In the mathematical discipline of measure theory, a Banach measure is a certain way to assign a size (or area) to all subsets of the Euclidean plane, consistent with but extending the commonly used Lebesgue measure. While there are certain subsets of the plane which are not Lebesgue measurable, all subsets of the plane have a Banach measure. On the other hand, the Lebesgue measure is countably additive while a Banach measure is only finitely additive (and is therefore known as a "content").

Stefan Banach proved the existence of Banach measures in 1923.^[1] This established in particular that paradoxical decompositions as provided by the Banach-Tarski paradox in Euclidean space R³ cannot exist in the Euclidean plane R².

A Banach measure^[2] on Rⁿ is a function ${\displaystyle \mu :{\mathcal {P}}(\mathbb {R} ^{n})\to [0,\infty ]}$ (assigning a non-negative extended real number to each subset of Rⁿ) such that

• μ is finitely additive, i.e. ${\displaystyle \mu (A\cup B)=\mu (A)+\mu (B)}$ for any two disjoint sets ${\displaystyle A,B\subseteq \mathbb {R} ^{n}}$;
• μ extends the Lebesgue measure λ, i.e. ${\displaystyle \mu (A)=\lambda (A)}$ for every Lebesgue-measurable set ${\displaystyle A\subseteq \mathbb {R} ^{n}}$;
• μ is invariant under isometries of Rⁿ , i.e. ${\displaystyle \mu (A)=\mu (f(A))}$ for every ${\displaystyle A\subseteq \mathbb {R} ^{n}}$ and every isometry ${\displaystyle f:\mathbb {R} ^{n}\to \mathbb {R} ^{n}}$.

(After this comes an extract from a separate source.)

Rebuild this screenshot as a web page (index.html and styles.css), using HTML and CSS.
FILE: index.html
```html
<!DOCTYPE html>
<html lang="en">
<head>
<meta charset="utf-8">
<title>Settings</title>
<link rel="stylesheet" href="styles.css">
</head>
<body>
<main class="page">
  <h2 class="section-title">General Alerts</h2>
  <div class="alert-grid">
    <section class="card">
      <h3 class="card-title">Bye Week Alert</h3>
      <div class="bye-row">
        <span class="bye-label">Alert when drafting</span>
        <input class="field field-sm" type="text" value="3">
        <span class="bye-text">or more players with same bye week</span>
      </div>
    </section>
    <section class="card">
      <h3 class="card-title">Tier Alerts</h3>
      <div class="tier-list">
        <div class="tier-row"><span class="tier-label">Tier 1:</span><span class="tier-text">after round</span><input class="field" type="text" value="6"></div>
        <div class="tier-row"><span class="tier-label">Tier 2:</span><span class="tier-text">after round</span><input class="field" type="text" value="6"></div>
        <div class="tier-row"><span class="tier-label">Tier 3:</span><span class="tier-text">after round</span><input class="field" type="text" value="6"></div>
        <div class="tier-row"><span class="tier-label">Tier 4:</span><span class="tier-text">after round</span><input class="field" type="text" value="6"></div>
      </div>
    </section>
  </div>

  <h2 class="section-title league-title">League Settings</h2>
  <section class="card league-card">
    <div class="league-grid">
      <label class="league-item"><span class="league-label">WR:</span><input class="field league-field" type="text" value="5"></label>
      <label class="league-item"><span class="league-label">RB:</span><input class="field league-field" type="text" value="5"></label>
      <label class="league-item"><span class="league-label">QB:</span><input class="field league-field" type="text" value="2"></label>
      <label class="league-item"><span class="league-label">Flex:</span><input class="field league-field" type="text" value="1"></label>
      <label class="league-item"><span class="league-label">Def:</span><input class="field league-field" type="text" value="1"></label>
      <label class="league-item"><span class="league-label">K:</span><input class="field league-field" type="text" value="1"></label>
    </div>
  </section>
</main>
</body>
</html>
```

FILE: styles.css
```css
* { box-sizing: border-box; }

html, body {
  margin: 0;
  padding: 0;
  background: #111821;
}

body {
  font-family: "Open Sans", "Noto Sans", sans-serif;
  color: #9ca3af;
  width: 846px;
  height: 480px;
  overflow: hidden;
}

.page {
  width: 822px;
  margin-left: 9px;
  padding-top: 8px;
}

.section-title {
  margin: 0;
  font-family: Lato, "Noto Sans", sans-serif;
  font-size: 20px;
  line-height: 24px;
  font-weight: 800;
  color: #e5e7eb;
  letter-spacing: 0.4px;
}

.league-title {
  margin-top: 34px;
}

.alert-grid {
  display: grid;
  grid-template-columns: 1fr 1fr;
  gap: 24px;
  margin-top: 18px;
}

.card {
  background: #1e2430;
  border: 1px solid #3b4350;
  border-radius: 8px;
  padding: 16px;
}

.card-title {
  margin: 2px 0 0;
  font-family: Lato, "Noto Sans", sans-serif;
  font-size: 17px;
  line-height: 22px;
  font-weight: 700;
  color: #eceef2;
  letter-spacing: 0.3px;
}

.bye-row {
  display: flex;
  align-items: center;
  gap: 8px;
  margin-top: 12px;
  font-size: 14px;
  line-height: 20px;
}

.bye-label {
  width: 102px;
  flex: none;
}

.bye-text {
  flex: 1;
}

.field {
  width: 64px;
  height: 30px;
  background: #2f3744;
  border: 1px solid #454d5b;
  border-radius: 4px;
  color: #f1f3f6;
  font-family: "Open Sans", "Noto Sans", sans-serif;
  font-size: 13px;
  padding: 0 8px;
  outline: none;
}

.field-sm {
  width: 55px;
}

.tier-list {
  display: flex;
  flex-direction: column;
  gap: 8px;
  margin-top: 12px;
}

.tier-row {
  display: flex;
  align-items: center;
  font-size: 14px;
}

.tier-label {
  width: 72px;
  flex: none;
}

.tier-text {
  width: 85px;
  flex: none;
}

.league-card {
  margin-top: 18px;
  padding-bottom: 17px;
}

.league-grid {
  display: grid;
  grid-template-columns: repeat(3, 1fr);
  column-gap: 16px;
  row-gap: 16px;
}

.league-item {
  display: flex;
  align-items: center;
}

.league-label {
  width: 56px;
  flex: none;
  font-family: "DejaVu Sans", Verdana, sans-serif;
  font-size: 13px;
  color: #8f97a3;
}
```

The finite additivity of μ implies that ${\displaystyle \mu (\varnothing )=0}$ and ${\displaystyle \mu (A_{1}\cup \cdots \cup A_{k})=\sum _{i=1}^{k}\mu (A_{i})}$ for any pairwise disjoint sets ${\displaystyle A_{1},\ldots ,A_{k}\subseteq \mathbb {R} ^{n}}$. We also have ${\displaystyle \mu (A)\leq \mu (B)}$ whenever ${\displaystyle A\subseteq B\subseteq \mathbb {R} ^{n}}$.

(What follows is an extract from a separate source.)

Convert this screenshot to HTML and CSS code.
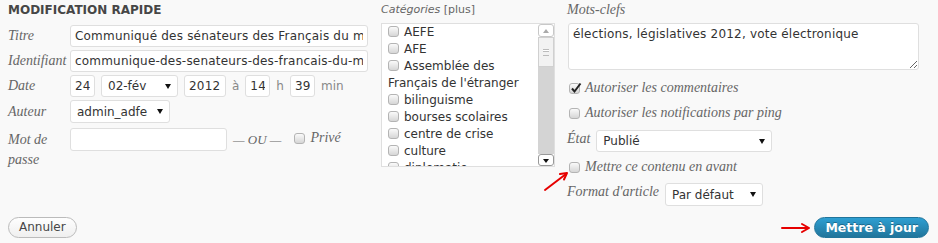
FILE: index.html
```html
<!DOCTYPE html>
<html lang="fr">

<head>
    <meta charset="UTF-8">
    <meta name="viewport" content="width=device-width, initial-scale=1.0">
    <title>Modification rapide</title>
    <link rel="stylesheet" href="styles.css">
</head>

<body>
    <div class="quick-edit">
        <div class="columns">
            <!-- left: title, slug, date, author, password -->
            <div class="col col-left">
                <h4 class="title">MODIFICATION RAPIDE</h4>

                <div class="row">
                    <span class="label">Titre</span>
                    <input class="text title-input" type="text" value="Communiqué des sénateurs des Français du monde">
                </div>

                <div class="row">
                    <span class="label">Identifiant</span>
                    <input class="text title-input" type="text" value="communique-des-senateurs-des-francais-du-monde">
                </div>

                <div class="row">
                    <span class="label">Date</span>
                    <div class="date">
                        <input class="text day" type="text" value="24">
                        <span class="select month">
                            <select>
                                <option>02-fév</option>
                            </select>
                        </span>
                        <input class="text year" type="text" value="2012">
                        <span class="unit">à</span>
                        <input class="text day" type="text" value="14">
                        <span class="unit">h</span>
                        <input class="text day" type="text" value="39">
                        <span class="unit">min</span>
                    </div>
                </div>

                <div class="row">
                    <span class="label">Auteur</span>
                    <span class="select author">
                        <select>
                            <option>admin_adfe</option>
                        </select>
                    </span>
                </div>

                <div class="row row-pass">
                    <span class="label">Mot de passe</span>
                    <input class="text pass" type="text" value="">
                    <span class="or">— OU —</span>
                    <label class="private"><span class="check"></span>Privé</label>
                </div>
            </div>

            <!-- middle: categories -->
            <div class="col col-middle">
                <div class="cat-label"><em>Catégories</em> [plus]</div>
                <div class="cat-box">
                    <ul class="cat-list">
                        <li><span class="check"></span>AEFE</li>
                        <li><span class="check"></span>AFE</li>
                        <li><span class="check"></span>Assemblée des Français de l'étranger</li>
                        <li><span class="check"></span>bilinguisme</li>
                        <li><span class="check"></span>bourses scolaires</li>
                        <li><span class="check"></span>centre de crise</li>
                        <li><span class="check"></span>culture</li>
                        <li><span class="check"></span>diplomatie</li>
                    </ul>
                    <div class="scrollbar">
                        <span class="sb-btn sb-up"></span>
                        <span class="sb-thumb"></span>
                        <span class="sb-track"></span>
                        <span class="sb-btn sb-down"></span>
                    </div>
                </div>
            </div>

            <!-- right: tags, options -->
            <div class="col col-right">
                <div class="side-label">Mots-clefs</div>
                <textarea class="tags">élections, législatives 2012, vote électronique</textarea>

                <label class="check-row first">
                    <span class="check checked">
                        <svg width="12" height="12" viewBox="0 0 12 12">
                            <path d="M2 6.5 L4.5 9.5 L10.5 1.5" fill="none" stroke="#222" stroke-width="2"/>
                        </svg>
                    </span>
                    Autoriser les commentaires
                </label>
                <label class="check-row">
                    <span class="check"></span>
                    Autoriser les notifications par ping
                </label>

                <div class="select-row status-row">
                    <span class="side-label inline">État</span>
                    <span class="select status">
                        <select>
                            <option>Publié</option>
                        </select>
                    </span>
                </div>

                <label class="check-row">
                    <span class="check"></span>
                    Mettre ce contenu en avant
                </label>

                <div class="select-row">
                    <span class="side-label inline">Format d'article</span>
                    <span class="select format">
                        <select>
                            <option>Par défaut</option>
                        </select>
                    </span>
                </div>
            </div>
        </div>

        <div class="actions">
            <button class="button cancel">Annuler</button>
            <button class="button primary">Mettre à jour</button>
        </div>

        <!-- red arrows drawn over the screenshot -->
        <svg class="arrows" width="938" height="243" viewBox="0 0 938 243">
            <g fill="none" stroke="#e60000" stroke-width="2" stroke-linecap="round" stroke-linejoin="round">
                <path d="M545 190 L566 174"/>
                <path d="M560 174 L567 173 L564 179.5"/>
                <path d="M782 228 L808 228"/>
                <path d="M802 224 L809 228 L802 232"/>
            </g>
        </svg>
    </div>
</body>

</html>
```

FILE: styles.css
```css
body {
    margin: 0;
    background-color: #f9f9f9;
    font-family: "DejaVu Sans", Verdana, sans-serif;
    font-size: 12px;
    color: #333;
}

.quick-edit {
    position: relative;
    width: 938px;
    height: 243px;
}

.columns {
    display: flex;
    align-items: flex-start;
    padding-left: 8px;
}

.col-left {
    width: 360px;
}

.col-middle {
    width: 174px;
    margin-left: 13px;
}

.col-right {
    width: 352px;
    margin-left: 12px;
}

.title {
    margin: 0;
    padding-top: 1px;
    font-size: 12px;
    line-height: 18px;
    font-weight: bold;
    color: #464646;
}

.row {
    display: flex;
    align-items: baseline;
    margin-top: 3px;
}

.title + .row {
    margin-top: 6px;
}

.row-pass {
    margin-top: 5px;
}

.label,
.side-label,
.or,
.private,
.check-row {
    font-family: "Liberation Serif", "Times New Roman", serif;
    font-style: italic;
    font-size: 14px;
    color: #666;
}

.label {
    width: 62px;
    flex-shrink: 0;
    line-height: 20px;
}

.text {
    height: 22px;
    box-sizing: border-box;
    border: 1px solid #dfdfdf;
    border-radius: 3px;
    background-color: #fff;
    padding: 0 4px;
    font-family: "DejaVu Sans", Verdana, sans-serif;
    font-size: 12px;
    letter-spacing: 0.2px;
    color: #333;
    outline: none;
}

.title-input {
    width: 298px;
}

.date {
    display: flex;
    align-items: center;
    gap: 6px;
}

.day {
    width: 25px;
}

.year {
    width: 42px;
}

.unit {
    color: #888;
}

.select {
    position: relative;
    display: inline-block;
}

.select select {
    appearance: none;
    -webkit-appearance: none;
    width: 100%;
    height: 22px;
    box-sizing: border-box;
    border: 1px solid #dfdfdf;
    border-radius: 3px;
    background-color: #fff;
    padding: 0 16px 0 6px;
    font-family: "DejaVu Sans", Verdana, sans-serif;
    font-size: 12px;
    color: #333;
}

.select::after {
    content: "";
    position: absolute;
    right: 7px;
    top: 9px;
    border-left: 3px solid transparent;
    border-right: 3px solid transparent;
    border-top: 5px solid #111;
}

.month {
    width: 77px;
}

.author {
    width: 100px;
}

.author select {
    height: 23px;
}

.pass {
    width: 157px;
    height: 23px;
}

.or {
    margin-left: 6px;
    font-size: 13px;
}

.private {
    display: flex;
    align-items: center;
    margin-left: 13px;
}

.check {
    position: relative;
    display: inline-block;
    width: 11px;
    height: 11px;
    box-sizing: border-box;
    border: 1px solid #b4b4b4;
    border-radius: 3px;
    background: linear-gradient(#fafafa, #d6d6d6);
    margin-right: 5px;
    flex-shrink: 0;
}

.check svg {
    position: absolute;
    left: 0;
    top: -2px;
}

/* categories */
.cat-label {
    font-size: 11px;
    line-height: 20px;
    color: #666;
}

.cat-box {
    display: flex;
    height: 144px;
    margin-top: 3px;
    box-sizing: border-box;
    border: 1px solid #dfdfdf;
    background-color: #fff;
}

.cat-list {
    flex: 1;
    overflow: hidden;
    list-style: none;
    margin: 0;
    padding: 0 0 0 6px;
    line-height: 17px;
    color: #333;
}

.cat-list .check {
    vertical-align: -1px;
}

.scrollbar {
    display: flex;
    flex-direction: column;
    width: 16px;
}

.sb-btn {
    position: relative;
    box-sizing: border-box;
    border: 1px solid #c8c8c8;
    border-radius: 3px;
    background-color: #fff;
}

.sb-up {
    height: 13px;
}

.sb-down {
    height: 12px;
    border-color: #999;
}

.sb-btn::after {
    content: "";
    position: absolute;
    left: 4px;
    border-left: 3px solid transparent;
    border-right: 3px solid transparent;
}

.sb-up::after {
    top: 4px;
    border-bottom: 4px solid #aaa;
}

.sb-down::after {
    top: 4px;
    border-top: 4px solid #111;
}

.sb-thumb {
    height: 30px;
    box-sizing: border-box;
    border: 1px solid #d0d0d0;
    background: #f2f2f2;
    display: flex;
    align-items: center;
    justify-content: center;
}

.sb-thumb::before {
    content: "";
    width: 6px;
    height: 5px;
    border-top: 1px solid #bbb;
    border-bottom: 1px solid #bbb;
    box-shadow: inset 0 2px 0 -1px #fff, inset 0 3px 0 -1px #bbb;
}

.sb-track {
    height: 87px;
    background-color: #d4d4d4;
}

/* right column */
.side-label {
    line-height: 20px;
}

.side-label.inline {
    line-height: 18px;
    margin-right: 6px;
}

.tags {
    display: block;
    width: 351px;
    height: 47px;
    margin: 3px 0 0 1px;
    box-sizing: border-box;
    border: 1px solid #dfdfdf;
    border-radius: 3px;
    background-color: #fff;
    padding: 3px 4px;
    font-family: "DejaVu Sans", Verdana, sans-serif;
    font-size: 12px;
    letter-spacing: 0.2px;
    color: #333;
    resize: vertical;
    outline: none;
}

.check-row {
    display: flex;
    align-items: center;
    line-height: 20px;
    margin-top: 5px;
    padding-left: 2px;
}

.check-row.first {
    margin-top: 8px;
}

.select-row {
    display: flex;
    align-items: flex-start;
    margin-top: 6px;
}

.status-row {
    margin-top: 7px;
}

.status {
    width: 176px;
}

.format {
    width: 98px;
}

.format select {
    height: 23px;
}

/* buttons */
.actions {
    display: flex;
    justify-content: space-between;
    margin-top: 11px;
    padding: 0 9px 0 8px;
}

.button {
    height: 21px;
    box-sizing: border-box;
    padding: 0 10px;
    border-radius: 11px;
    font-family: "DejaVu Sans", Verdana, sans-serif;
    font-size: 12px;
    line-height: 19px;
    cursor: pointer;
}

.cancel {
    border: 1px solid #bbb;
    background: linear-gradient(#fefefe, #efefef);
    color: #464646;
}

.primary {
    border: 1px solid #21759b;
    background: linear-gradient(#2e9fd2, #21759b);
    color: #fff;
    font-weight: bold;
    font-size: 12.5px;
    text-shadow: 0 -1px 0 rgba(0, 0, 0, 0.3);
}

.arrows {
    position: absolute;
    left: 0;
    top: 0;
    pointer-events: none;
}
```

Since μ extends Lebesgue measure, we know that ${\displaystyle \mu (A)=0}$ whenever A is a finite or a countable set and that ${\displaystyle \mu ([a_{1},b_{1}]\times \cdots \times [a_{n},b_{n}])=(b_{1}-a_{1})\cdots (b_{n}-a_{n})}$ for any product of intervals ${\displaystyle [a_{1},b_{1}]\times \cdots \times [a_{1},b_{1}]\subseteq \mathbb {R} ^{n}}$.

Since μ is invariant under isometries, it is in particular invariant under rotations and translations.

Stefan Banach showed that Banach measures exist on R¹ and on R². These results can be derived from the fact that the groups of isometries of R¹ and of R² are solvable.

The existence of these measures proves the impossibility of a Banach–Tarski paradox in one or two dimensions: it is not possible to decompose a one- or two-dimensional set of finite Lebesgue measure into finitely many sets that can be reassembled into a set with a different Lebesgue measure, because this would violate the properties of the Banach measure that extends the Lebesgue measure.^[3]

Conversely, the existence of the Banach-Tarski paradox in all dimensions n ≥ 3 shows that no Banach measure can exist in these dimensions.

As Vitali's paradox shows, Banach measures cannot be strengthened to countably additive ones: there exist subsets of Rⁿ that are not Lebesgue measurable, for all n ≥ 1.

Most of these results depend on some form of the axiom of choice. Using only the axioms of Zermelo-Fraenkel set theory without the axiom of choice, it is not possible to derive the Banach-Tarski paradox, nor it is possible to prove the existence of sets that are not Lebesgue-measurable (the latter claim depends on a fairly weak and widely believed assumption, namely that the existence of inaccessible cardinals is consistent). The existence of Banach measures on R¹ and on R² can also not be proven in the absence of the axiom of choice.^[4] In particular, no concrete formula for these Banach measures can be given.